Kerinduan sang anak kepada ayahnya, telah menimbulkan tindakan nekad untuk menemui sang bapak, tetapi keinginan kuat itu tidak diijini ibunya dan ditentang keras olehnya.


Mariam suatu ketika nekad menemuinya, tetapi kenekatan itu pada akhirnya harus dibayar mahal dengan hilangnya nyawa seseorang yang selama ini menjadi teman hidupnya. Nana , ibunya kedapatan telah gantung diri dan Marian begitu menyesalinya dengan kepergian ibunya itu.

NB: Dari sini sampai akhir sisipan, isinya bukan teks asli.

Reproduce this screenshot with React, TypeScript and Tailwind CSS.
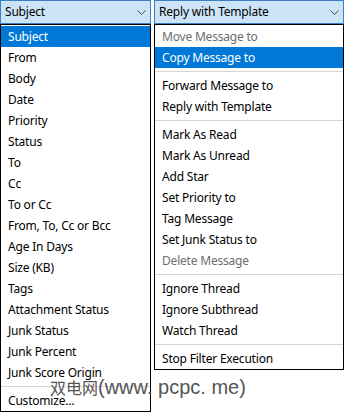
import React from 'react';

type Item = { label: string; kind?: 'selected' | 'disabled' | 'sep' };

const leftItems: Item[] = [
  { label: 'Subject', kind: 'selected' },
  { label: 'From' },
  { label: 'Body' },
  { label: 'Date' },
  { label: 'Priority' },
  { label: 'Status' },
  { label: 'To' },
  { label: 'Cc' },
  { label: 'To or Cc' },
  { label: 'From, To, Cc or Bcc' },
  { label: 'Age In Days' },
  { label: 'Size (KB)' },
  { label: 'Tags' },
  { label: 'Attachment Status' },
  { label: 'Junk Status' },
  { label: 'Junk Percent' },
  { label: 'Junk Score Origin' },
  { label: '', kind: 'sep' },
  { label: 'Customize...' },
];

const rightItems: Item[] = [
  { label: 'Move Message to', kind: 'disabled' },
  { label: 'Copy Message to', kind: 'selected' },
  { label: '', kind: 'sep' },
  { label: 'Forward Message to' },
  { label: 'Reply with Template' },
  { label: '', kind: 'sep' },
  { label: 'Mark As Read' },
  { label: 'Mark As Unread' },
  { label: 'Add Star' },
  { label: 'Set Priority to' },
  { label: 'Tag Message' },
  { label: 'Set Junk Status to' },
  { label: 'Delete Message', kind: 'disabled' },
  { label: '', kind: 'sep' },
  { label: 'Ignore Thread' },
  { label: 'Ignore Subthread' },
  { label: 'Watch Thread' },
  { label: '', kind: 'sep' },
  { label: 'Stop Filter Execution' },
];

function Chevron() {
  return (
    <svg width="9" height="5" viewBox="0 0 9 5" className="shrink-0">
      <polyline points="0.5,0.5 4.5,4.5 8.5,0.5" fill="none" stroke="#4a4a4a" strokeWidth="1" />
    </svg>
  );
}

function Dropdown({ value, items, width }: { value: string; items: Item[]; width: string }) {
  return (
    <div className={`flex flex-col ${width}`}>
      <div className="flex h-[24px] items-center justify-between border border-[#3d7fbf] bg-[#cce4f7] pl-[4px] pr-[4px]">
        <span>{value}</span>
        <Chevron />
      </div>
      <div className="flex flex-col border border-black bg-white pt-[1px]">
        {items.map((item, i) =>
          item.kind === 'sep' ? (
            <div key={i} className="flex h-[7px] items-center">
              <div className="h-px w-full bg-[#d7d7d7]" />
            </div>
          ) : (
            <div
              key={i}
              className={
                'flex h-[21px] items-center whitespace-nowrap pl-[7px] ' +
                (item.kind === 'selected'
                  ? 'bg-[#0078d7] text-white'
                  : item.kind === 'disabled'
                  ? 'text-[#6d6d6d]'
                  : 'text-black')
              }
            >
              {item.label}
            </div>
          )
        )}
      </div>
    </div>
  );
}

export default function App() {
  return (
    <div className="relative h-[412px] w-[344px] overflow-hidden bg-white text-[12px] leading-none tracking-[-0.2px] text-black [font-family:'Noto_Sans',sans-serif]">
      <div className="flex items-start gap-[3px]">
        <Dropdown value="Subject" items={leftItems} width="w-[151px]" />
        <Dropdown value="Reply with Template" items={rightItems} width="w-[190px]" />
      </div>
      {/* watermark over the screenshot */}
      <div className="pointer-events-none absolute left-[50px] top-[377px] flex items-baseline whitespace-nowrap text-[#555555] tracking-normal">
        <span className="text-[16px] leading-none [font-family:'Noto_Sans_CJK_SC',sans-serif]">双电网</span>
        <span className="text-[20px] leading-none [font-family:'Liberation_Sans',sans-serif]">(www. pcpc. me)</span>
      </div>
    </div>
  );
}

Waktu berikutnya, Mariam harus menjalani kehidupannya sendiri ditengah-tengan kerasnya kehidupan di tanah Afghan. Di tanah ini tak seorangpun yang peduli pada dirinya karena dia anak “harami”. Mariam terus menapaki kehidupan dengan mengais cinta dalam kegersangan siang dengan latar belakang kehidupan Afghanistan yang “keras”, aroma mesiu dan hentakan dentuman yang khas, Mariam juga masih menaruh asa dalam cengkraman angina malam yang begitu dingin menyengat.


Satu novel dari sang penulis yang cukup enak dibaca setelah buku pertamanya The Kite Runner.